Clara Bell Duvall
Dec. 23, 1896 – March 27, 1929
Clara Duvall, her husband, and five children (ages 6 months to 12 years) were living in Pittsburgh, Pa., with her parents due to limited financial resources when she learned she was pregnant again. Clara attempted a self-abortion with a knitting needle. Her doctor, knowing she was seriously ill and in severe pain, delayed sending her to a hospital for several weeks. The Catholic hospital where she died chose to list the cause of death as “pneumonia.”
Pauline Roberson Shirley
June 22, 1910 – August 22, 1940
Pauline Shirley and her six children were living with her mother in Arizona while her husband sought work in California. After an illegal abortion, she began to hemorrhage and was hospitalized. She needed massive transfusions. While Pauline’s mother searched the community for donors, Pauline bled to death.
Geraldine Santoro
August 16, 1935 – June 8, 1964
The photo of Geraldine Santoro dead on a hotel room floor has become a symbol for the horror of illegal abortion. Gerri, as she was known, lived on her family farm in Coventry, Conn., with her two daughters. At the age of 28, separated from her abusive husband, she became pregnant by another man, Clyde Dixon. Afraid that her husband would kill her if he found out, she and Dixon looked for ways to terminate her pregnancy. With no other options, they attempted to perform the procedure themselves. When the operation went awry, Dixon fled, leaving Santoro behind where she bled to death. A chambermaid found her body the next morning.
Rosie Jimenez
1950 – Oct. 3, 1977
A single mother with a 5-year-old daughter, Rosie Jimenez of McAllen, Texas, was a scholarship student six months away from her teaching credential. She was the first known victim of the Hyde Amendment, which cut off Medicaid funding for abortion to women on public assistance — women who by the government’s own definition cannot afford health care.
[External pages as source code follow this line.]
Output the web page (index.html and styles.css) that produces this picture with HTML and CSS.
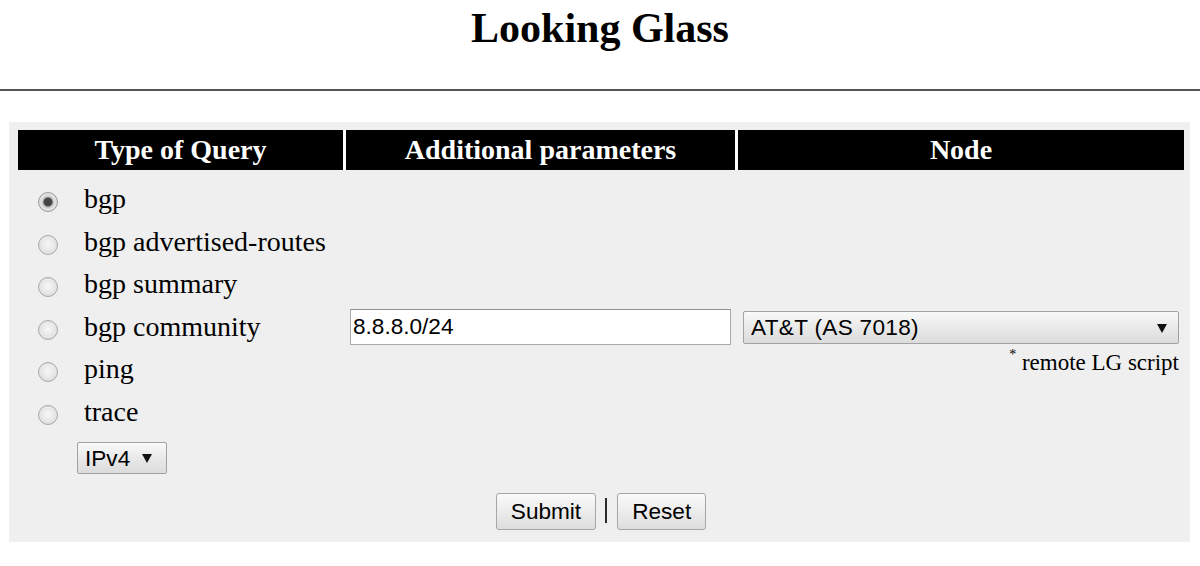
FILE: index.html
```html
<!DOCTYPE html>
<html lang="en">
<head>
<meta charset="utf-8">
<title>Looking Glass</title>
<link rel="stylesheet" href="styles.css">
</head>
<body>
<h1 class="title">Looking Glass</h1>
<div class="rule"></div>
<form class="panel">
  <div class="head">
    <div class="head-cell">Type of Query</div>
    <div class="head-cell">Additional parameters</div>
    <div class="head-cell">Node</div>
  </div>
  <div class="body">
    <div class="queries">
      <label class="query"><input type="radio" name="query" class="radio" checked><span class="query-text">bgp</span></label>
      <label class="query"><input type="radio" name="query" class="radio"><span class="query-text">bgp advertised-routes</span></label>
      <label class="query"><input type="radio" name="query" class="radio"><span class="query-text">bgp summary</span></label>
      <label class="query"><input type="radio" name="query" class="radio"><span class="query-text">bgp community</span></label>
      <label class="query"><input type="radio" name="query" class="radio"><span class="query-text">ping</span></label>
      <label class="query"><input type="radio" name="query" class="radio"><span class="query-text">trace</span></label>
      <div class="select-wrap proto-wrap">
        <select class="select proto"><option>IPv4</option><option>IPv6</option></select>
        <span class="arrow"></span>
      </div>
    </div>
    <div class="params">
      <input type="text" class="addr" value="8.8.8.0/24">
    </div>
    <div class="node">
      <div class="select-wrap node-wrap">
        <select class="select node-select"><option>AT&amp;T (AS 7018)</option></select>
        <span class="arrow"></span>
      </div>
      <div class="note"><sup class="star">*</sup> remote LG script</div>
    </div>
  </div>
  <div class="actions">
    <button type="submit" class="btn">Submit</button>
    <span class="sep"></span>
    <button type="reset" class="btn">Reset</button>
  </div>
</form>
</body>
</html>
```

FILE: styles.css
```css
html, body {
  margin: 0;
  padding: 0;
  background: #ffffff;
  color: #000;
  font-family: "Liberation Serif", "Times New Roman", serif;
}

.title {
  margin: 0;
  padding-top: 4px;
  font-size: 42px;
  line-height: 48px;
  font-weight: bold;
  text-align: center;
}

.rule {
  margin-top: 37px;
  height: 2px;
  background: #555;
}

.panel {
  margin: 31px 10px 0 9px;
  padding: 8px 6px 12px 9px;
  background: #efefef;
}

.head {
  display: grid;
  grid-template-columns: 325px 389px 446px;
  column-gap: 3px;
  background: #fff;
}

.head-cell {
  background: #000;
  color: #fff;
  height: 40px;
  line-height: 40px;
  font-size: 28px;
  font-weight: bold;
  text-align: center;
}

.body {
  display: grid;
  grid-template-columns: 325px 389px 446px;
  column-gap: 3px;
  align-items: start;
}

.queries {
  padding-top: 11px;
}

.query {
  display: flex;
  align-items: center;
  height: 42.5px;
  padding-left: 20px;
  font-size: 28px;
}

.query-text {
  line-height: 1;
  padding-bottom: 6px;
}

.radio {
  appearance: none;
  -webkit-appearance: none;
  margin: 0 26px 0 0;
  width: 20px;
  height: 20px;
  border-radius: 50%;
  border: 1px solid #a9a9a9;
  background: radial-gradient(circle at 50% 45%, #f7f7f7 0, #e6e6e6 55%, #d2d2d2 100%);
  flex: none;
}

.radio:checked {
  border-color: #9c9c9c;
  background: radial-gradient(circle at 50% 50%, #3f3f3f 0, #4a4a4a 4px, #bdbdbd 5px, #e4e4e4 7px, #d0d0d0 100%);
}

.select-wrap {
  position: relative;
}

.select {
  appearance: none;
  -webkit-appearance: none;
  display: block;
  margin: 0;
  border: 1px solid #a2a2a2;
  border-radius: 2px;
  background: linear-gradient(#f9f9f9, #e9e9e9 50%, #dcdcdc);
  color: #000;
  font-family: "Liberation Sans", Arial, sans-serif;
  font-size: 22.6px;
}

.arrow {
  position: absolute;
  top: 50%;
  margin-top: -4px;
  width: 0;
  height: 0;
  border-left: 5px solid transparent;
  border-right: 5px solid transparent;
  border-top: 9px solid #111;
  pointer-events: none;
}

.proto-wrap {
  margin: 6px 0 0 59px;
  width: 90px;
}

.proto {
  width: 90px;
  height: 32px;
  padding: 0 0 0 7px;
}

.proto-wrap .arrow {
  right: 15px;
}

.params {
  margin-top: 139px;
}

.addr {
  display: block;
  box-sizing: border-box;
  margin: 0 0 0 4px;
  width: 381px;
  height: 36px;
  padding: 0 2px;
  border: 1px solid #a9a9a9;
  border-top-color: #8f8f8f;
  background: #fff;
  color: #000;
  font-family: "Liberation Sans", Arial, sans-serif;
  font-size: 22.6px;
}

.node {
  margin-top: 141px;
}

.node-wrap {
  margin-left: 5px;
  width: 436px;
}

.node-select {
  width: 436px;
  height: 33px;
  padding: 0 0 0 7px;
  letter-spacing: 0.3px;
}

.node-wrap .arrow {
  right: 12px;
}

.note {
  margin-top: 6px;
  padding-right: 5px;
  text-align: right;
  font-size: 23px;
  line-height: 26px;
}

.star {
  color: #000;
  font-size: 14px;
  vertical-align: 11px;
  line-height: 0;
}

.actions {
  display: flex;
  justify-content: center;
  align-items: center;
  margin-top: 19px;
}

.btn {
  box-sizing: border-box;
  margin: 0;
  height: 37px;
  padding: 0 14px;
  border: 1px solid #a6a6a6;
  border-radius: 3px;
  background: linear-gradient(#fafafa, #ececec 50%, #dddddd);
  color: #000;
  font-family: "Liberation Sans", Arial, sans-serif;
  font-size: 22.6px;
}

.sep {
  width: 0;
  height: 25px;
  margin: -3px 10px 0 9px;
  border-left: 2px solid #2a2a2a;
}
```
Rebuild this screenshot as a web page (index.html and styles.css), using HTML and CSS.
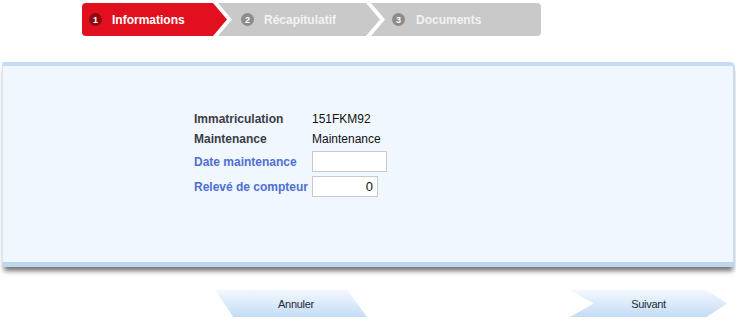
FILE: index.html
```html
<!DOCTYPE html>
<html lang="fr">
<head>
    <meta charset="UTF-8">
    <meta name="viewport" content="width=device-width, initial-scale=1.0">
    <title>Maintenance</title>
    <link rel="stylesheet" href="styles.css">
</head>
<body>

    <div class="steps">
        <div class="step step-1 active"><span class="num">1</span>Informations</div>
        <div class="step step-2"><span class="num">2</span>Récapitulatif</div>
        <div class="step step-3"><span class="num">3</span>Documents</div>
    </div>

    <div class="panel">
        <table class="form">
            <tr class="row-text">
                <td class="label">Immatriculation</td>
                <td class="value">151FKM92</td>
            </tr>
            <tr class="row-text">
                <td class="label">Maintenance</td>
                <td class="value">Maintenance</td>
            </tr>
            <tr class="row-input">
                <td class="label blue">Date maintenance</td>
                <td><input class="field date" type="text" value=""></td>
            </tr>
            <tr class="row-input">
                <td class="label blue">Relevé de compteur</td>
                <td><input class="field counter" type="text" value="0"></td>
            </tr>
        </table>
    </div>

    <div class="actions">
        <div class="btn cancel">Annuler</div>
        <div class="btn next">Suivant</div>
    </div>

</body>
</html>
```

FILE: styles.css
```css
*{margin: 0;
    padding: 0;
    box-sizing: border-box;
}
body{
    font-family: "Liberation Sans", Arial, sans-serif;
    background-color: #fff;
    width: 736px;
    height: 325px;
    overflow: hidden;
}
.steps{
    display: flex;
    margin: 3px 0 0 82px;
    height: 33px;
}
.step{
    height: 33px;
    display: flex;
    align-items: center;
    background-color: #c9c9c9;
    color: #f2f2f2;
    font-size: 12px;
    font-weight: bold;
    clip-path: polygon(0 0, calc(100% - 14px) 0, 100% 50%, calc(100% - 14px) 100%, 0 100%, 14px 50%);
}
.step-1{
    width: 145px;
    padding-left: 7px;
    border-radius: 4px 0 0 4px;
    clip-path: polygon(0 0, calc(100% - 14px) 0, 100% 50%, calc(100% - 14px) 100%, 0 100%);
}
.step-2{
    width: 162px;
    margin-left: -9px;
    padding-left: 23px;
}
.step-3{
    width: 170px;
    margin-left: -9px;
    padding-left: 21px;
    border-radius: 0 4px 4px 0;
    clip-path: polygon(0 0, 100% 0, 100% 100%, 0 100%, 14px 50%);
}
.step.active{
    background-color: #e0101f;
    color: #fff;
}
.num{
    width: 13px;
    height: 13px;
    border-radius: 50%;
    background-color: #8c8c8c;
    color: #fff;
    font-size: 9px;
    display: flex;
    justify-content: center;
    align-items: center;
    margin-right: 10px;
}
.active .num{
    background-color: #8e0a12;
}
.step-3 .num{
    margin-right: 11px;
}
.panel{
    margin: 26px 1px 0 2px;
    height: 205px;
    background-color: #f0f7fe;
    border-top: 4px solid #c3dbf3;
    border-left: 1px solid #d3e4f5;
    border-right: 2px solid #c8dcf0;
    border-bottom: 5px solid #bdd7f1;
    border-radius: 0 5px 0 0;
    box-shadow: 0 6px 5px -2px rgba(70, 70, 70, 0.75);
    padding: 43px 0 0 191px;
}
.form{
    border-collapse: collapse;
    font-size: 12px;
}
.form td{
    padding: 0;
    vertical-align: middle;
}
.row-text td{
    height: 20px;
}
.row-input td{
    height: 25px;
}
.label{
    width: 118px;
    font-weight: bold;
    color: #3c3c46;
}
.label.blue{
    color: #4f6fd3;
}
.value{
    color: #111;
}
.field{
    display: block;
    height: 21px;
    border: 1px solid #c9c9c9;
    background-color: #fff;
    font-family: "Liberation Sans", Arial, sans-serif;
    font-size: 13px;
    color: #111;
    padding: 0 4px;
    outline: none;
}
.field.date{
    width: 75px;
}
.field.counter{
    width: 66px;
    text-align: right;
}
.actions{
    display: flex;
    padding-left: 215px;
    margin-top: 23px;
}
.btn{
    height: 27px;
    display: flex;
    justify-content: center;
    align-items: center;
    font-size: 11px;
    letter-spacing: -0.3px;
    color: #1c2a3c;
    background: linear-gradient(to bottom, #f3f8fe, #c4dcf5);
    cursor: pointer;
}
.cancel{
    width: 152px;
    clip-path: polygon(0 0, 87% 0, 100% 100%, 12% 100%);
    padding-left: 10px;
}
.next{
    width: 157px;
    margin-left: 203px;
    clip-path: polygon(0 0, 87% 0, 100% 50%, 87% 100%, 0 100%, 15% 50%);
}
```
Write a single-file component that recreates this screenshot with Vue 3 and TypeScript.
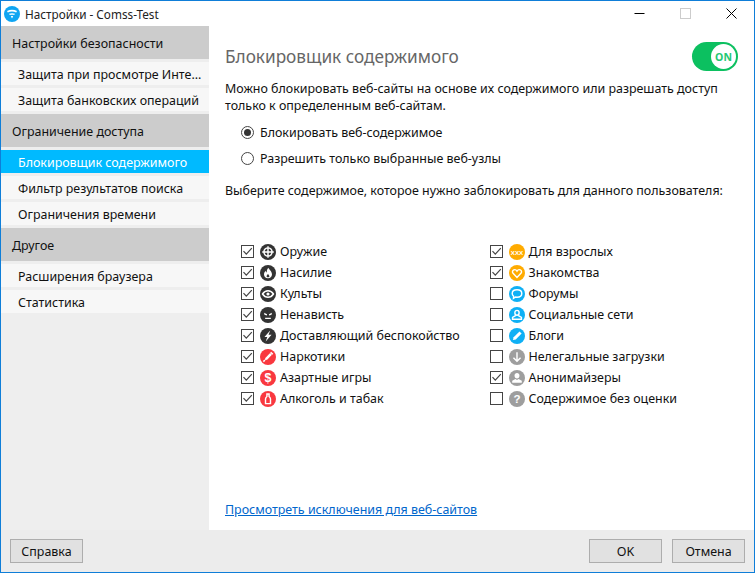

Too poor to pay for the procedure at a private clinic, she died in agony from a botched illegal abortion.
Becky Bell
August 24, 1971 – Sept. 16, 1988
At 17, Becky became a victim of an Indiana state law requiring parental consent for a minor to obtain an abortion. Unable to bring herself to disappoint her parents by telling them she was pregnant — or go before a judge to bypass the law — Becky sought an illegal abortion. When she became seriously ill, her parents rushed her to the hospital. In severe pain from a massive infection, Becky still could not tell them, and despite the efforts of the doctors, she died.
Savita Halappanavar
Died October 28, 2012
Halappanavar, a 31-year-old dentist, repeatedly asked doctors in a Galway hospital to terminate her 17-week fetus. Though she was literally in the process of miscarrying the fetus, the hospital refused to take any actions as long as there was a fetal heartbeat, with one nurse reminding the patient that Ireland is “a Catholic country.” Halappanavar died a few days later. The tragedy justifiably sparked international protest against Ireland’s draconian abortion policies.